Brief:
Exactly retype the lines of the material from its first line to the line with "de estas cuentas</p>", including both.

━━━

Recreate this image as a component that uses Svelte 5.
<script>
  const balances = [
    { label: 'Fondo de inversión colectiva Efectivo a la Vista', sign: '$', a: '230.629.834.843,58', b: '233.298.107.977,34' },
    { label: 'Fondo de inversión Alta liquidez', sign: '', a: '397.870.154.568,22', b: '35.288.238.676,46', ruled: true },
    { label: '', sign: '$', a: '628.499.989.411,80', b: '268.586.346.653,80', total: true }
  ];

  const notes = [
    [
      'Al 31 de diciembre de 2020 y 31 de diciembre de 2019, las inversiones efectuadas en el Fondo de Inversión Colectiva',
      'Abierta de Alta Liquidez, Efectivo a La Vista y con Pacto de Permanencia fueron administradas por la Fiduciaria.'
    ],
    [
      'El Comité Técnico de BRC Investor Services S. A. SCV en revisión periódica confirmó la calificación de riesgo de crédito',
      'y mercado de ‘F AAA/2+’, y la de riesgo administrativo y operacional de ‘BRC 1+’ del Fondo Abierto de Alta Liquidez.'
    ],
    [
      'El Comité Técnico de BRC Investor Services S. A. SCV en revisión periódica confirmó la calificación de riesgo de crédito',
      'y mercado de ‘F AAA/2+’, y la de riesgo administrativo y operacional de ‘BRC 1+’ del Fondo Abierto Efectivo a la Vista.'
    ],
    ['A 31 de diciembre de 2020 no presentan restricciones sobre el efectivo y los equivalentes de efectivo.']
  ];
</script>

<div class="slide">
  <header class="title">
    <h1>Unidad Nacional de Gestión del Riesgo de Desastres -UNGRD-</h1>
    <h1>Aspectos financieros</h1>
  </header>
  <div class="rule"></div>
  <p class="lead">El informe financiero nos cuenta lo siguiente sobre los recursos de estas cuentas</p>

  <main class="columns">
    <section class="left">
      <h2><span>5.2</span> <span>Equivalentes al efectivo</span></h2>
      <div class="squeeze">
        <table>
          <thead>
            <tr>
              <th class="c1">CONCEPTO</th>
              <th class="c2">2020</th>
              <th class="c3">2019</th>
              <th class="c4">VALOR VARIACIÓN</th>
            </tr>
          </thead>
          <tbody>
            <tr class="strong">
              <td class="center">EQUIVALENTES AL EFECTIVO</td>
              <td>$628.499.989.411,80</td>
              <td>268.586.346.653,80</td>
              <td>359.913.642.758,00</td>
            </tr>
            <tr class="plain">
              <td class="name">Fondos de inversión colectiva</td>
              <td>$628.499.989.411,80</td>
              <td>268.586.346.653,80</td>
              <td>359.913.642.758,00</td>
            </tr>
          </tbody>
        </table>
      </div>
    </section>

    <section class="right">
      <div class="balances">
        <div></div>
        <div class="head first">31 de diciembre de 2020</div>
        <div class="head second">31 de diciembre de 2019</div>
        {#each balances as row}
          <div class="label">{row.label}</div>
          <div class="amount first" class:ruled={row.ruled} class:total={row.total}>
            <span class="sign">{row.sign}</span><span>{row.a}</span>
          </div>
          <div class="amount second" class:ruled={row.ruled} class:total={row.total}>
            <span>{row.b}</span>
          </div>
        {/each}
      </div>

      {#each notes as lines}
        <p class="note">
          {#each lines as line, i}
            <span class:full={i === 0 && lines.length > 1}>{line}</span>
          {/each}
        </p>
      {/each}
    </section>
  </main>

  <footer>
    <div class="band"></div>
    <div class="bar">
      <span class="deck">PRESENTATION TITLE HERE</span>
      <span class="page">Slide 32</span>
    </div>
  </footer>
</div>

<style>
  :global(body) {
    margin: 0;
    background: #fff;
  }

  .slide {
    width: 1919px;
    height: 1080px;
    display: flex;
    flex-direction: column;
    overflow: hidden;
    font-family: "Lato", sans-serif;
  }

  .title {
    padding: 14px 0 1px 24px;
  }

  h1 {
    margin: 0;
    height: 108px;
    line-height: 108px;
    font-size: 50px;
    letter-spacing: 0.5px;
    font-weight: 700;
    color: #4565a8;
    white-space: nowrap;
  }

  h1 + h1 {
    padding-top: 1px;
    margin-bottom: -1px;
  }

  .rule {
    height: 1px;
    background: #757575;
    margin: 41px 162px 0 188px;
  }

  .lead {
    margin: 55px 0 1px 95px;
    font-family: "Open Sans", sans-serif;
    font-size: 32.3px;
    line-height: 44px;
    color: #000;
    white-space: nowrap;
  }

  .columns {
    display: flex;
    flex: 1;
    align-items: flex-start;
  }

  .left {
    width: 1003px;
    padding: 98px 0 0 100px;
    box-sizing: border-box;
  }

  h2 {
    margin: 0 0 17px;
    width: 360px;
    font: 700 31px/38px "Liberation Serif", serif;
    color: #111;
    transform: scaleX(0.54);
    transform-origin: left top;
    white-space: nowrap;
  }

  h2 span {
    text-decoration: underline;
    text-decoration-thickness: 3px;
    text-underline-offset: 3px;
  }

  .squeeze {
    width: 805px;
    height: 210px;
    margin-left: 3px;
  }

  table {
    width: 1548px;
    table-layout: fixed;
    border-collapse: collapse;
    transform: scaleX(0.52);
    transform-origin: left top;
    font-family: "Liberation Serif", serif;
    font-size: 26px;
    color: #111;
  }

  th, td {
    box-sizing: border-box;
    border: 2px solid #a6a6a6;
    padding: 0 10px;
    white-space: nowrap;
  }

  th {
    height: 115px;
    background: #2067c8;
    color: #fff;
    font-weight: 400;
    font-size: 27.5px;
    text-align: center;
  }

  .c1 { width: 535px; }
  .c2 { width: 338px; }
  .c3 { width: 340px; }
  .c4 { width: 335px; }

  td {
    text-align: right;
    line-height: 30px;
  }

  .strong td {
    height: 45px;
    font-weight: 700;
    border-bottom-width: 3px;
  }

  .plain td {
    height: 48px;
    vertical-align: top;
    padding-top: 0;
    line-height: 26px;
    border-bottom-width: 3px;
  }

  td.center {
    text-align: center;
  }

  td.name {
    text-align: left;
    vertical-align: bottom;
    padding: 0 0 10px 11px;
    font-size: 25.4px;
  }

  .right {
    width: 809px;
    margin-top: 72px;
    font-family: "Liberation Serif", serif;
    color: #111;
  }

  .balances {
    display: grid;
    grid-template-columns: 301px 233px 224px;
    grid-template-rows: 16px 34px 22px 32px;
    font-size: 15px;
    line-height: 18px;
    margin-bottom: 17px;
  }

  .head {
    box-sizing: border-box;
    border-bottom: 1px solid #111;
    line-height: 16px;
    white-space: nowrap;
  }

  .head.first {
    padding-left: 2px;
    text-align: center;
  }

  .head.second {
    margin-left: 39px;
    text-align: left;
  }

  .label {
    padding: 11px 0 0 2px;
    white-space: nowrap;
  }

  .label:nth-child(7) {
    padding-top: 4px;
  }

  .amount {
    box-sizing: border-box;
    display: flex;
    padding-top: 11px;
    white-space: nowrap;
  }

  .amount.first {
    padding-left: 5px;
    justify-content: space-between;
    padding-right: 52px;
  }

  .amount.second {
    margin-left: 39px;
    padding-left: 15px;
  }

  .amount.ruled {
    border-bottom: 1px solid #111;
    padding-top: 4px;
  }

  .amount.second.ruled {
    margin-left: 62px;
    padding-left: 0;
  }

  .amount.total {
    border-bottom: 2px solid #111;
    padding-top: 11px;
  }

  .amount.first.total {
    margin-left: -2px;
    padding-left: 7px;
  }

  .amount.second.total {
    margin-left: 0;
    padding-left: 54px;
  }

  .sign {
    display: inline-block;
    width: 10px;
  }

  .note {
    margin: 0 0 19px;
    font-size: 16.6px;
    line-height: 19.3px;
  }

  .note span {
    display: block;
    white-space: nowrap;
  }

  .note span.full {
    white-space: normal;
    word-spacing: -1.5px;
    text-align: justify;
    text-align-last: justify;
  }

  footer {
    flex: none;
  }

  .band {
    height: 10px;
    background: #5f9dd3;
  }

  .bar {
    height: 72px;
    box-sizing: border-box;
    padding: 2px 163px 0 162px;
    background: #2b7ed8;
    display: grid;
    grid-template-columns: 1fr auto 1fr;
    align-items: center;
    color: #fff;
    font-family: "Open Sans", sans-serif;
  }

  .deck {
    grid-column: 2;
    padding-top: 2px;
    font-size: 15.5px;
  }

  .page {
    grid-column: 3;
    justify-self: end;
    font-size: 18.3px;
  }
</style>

━━━

Response:
Recreate this image as a component that uses Svelte 5.
<script>
  const balances = [
    { label: 'Fondo de inversión colectiva Efectivo a la Vista', sign: '$', a: '230.629.834.843,58', b: '233.298.107.977,34' },
    { label: 'Fondo de inversión Alta liquidez', sign: '', a: '397.870.154.568,22', b: '35.288.238.676,46', ruled: true },
    { label: '', sign: '$', a: '628.499.989.411,80', b: '268.586.346.653,80', total: true }
  ];

  const notes = [
    [
      'Al 31 de diciembre de 2020 y 31 de diciembre de 2019, las inversiones efectuadas en el Fondo de Inversión Colectiva',
      'Abierta de Alta Liquidez, Efectivo a La Vista y con Pacto de Permanencia fueron administradas por la Fiduciaria.'
    ],
    [
      'El Comité Técnico de BRC Investor Services S. A. SCV en revisión periódica confirmó la calificación de riesgo de crédito',
      'y mercado de ‘F AAA/2+’, y la de riesgo administrativo y operacional de ‘BRC 1+’ del Fondo Abierto de Alta Liquidez.'
    ],
    [
      'El Comité Técnico de BRC Investor Services S. A. SCV en revisión periódica confirmó la calificación de riesgo de crédito',
      'y mercado de ‘F AAA/2+’, y la de riesgo administrativo y operacional de ‘BRC 1+’ del Fondo Abierto Efectivo a la Vista.'
    ],
    ['A 31 de diciembre de 2020 no presentan restricciones sobre el efectivo y los equivalentes de efectivo.']
  ];
</script>

<div class="slide">
  <header class="title">
    <h1>Unidad Nacional de Gestión del Riesgo de Desastres -UNGRD-</h1>
    <h1>Aspectos financieros</h1>
  </header>
  <div class="rule"></div>
  <p class="lead">El informe financiero nos cuenta lo siguiente sobre los recursos de estas cuentas</p>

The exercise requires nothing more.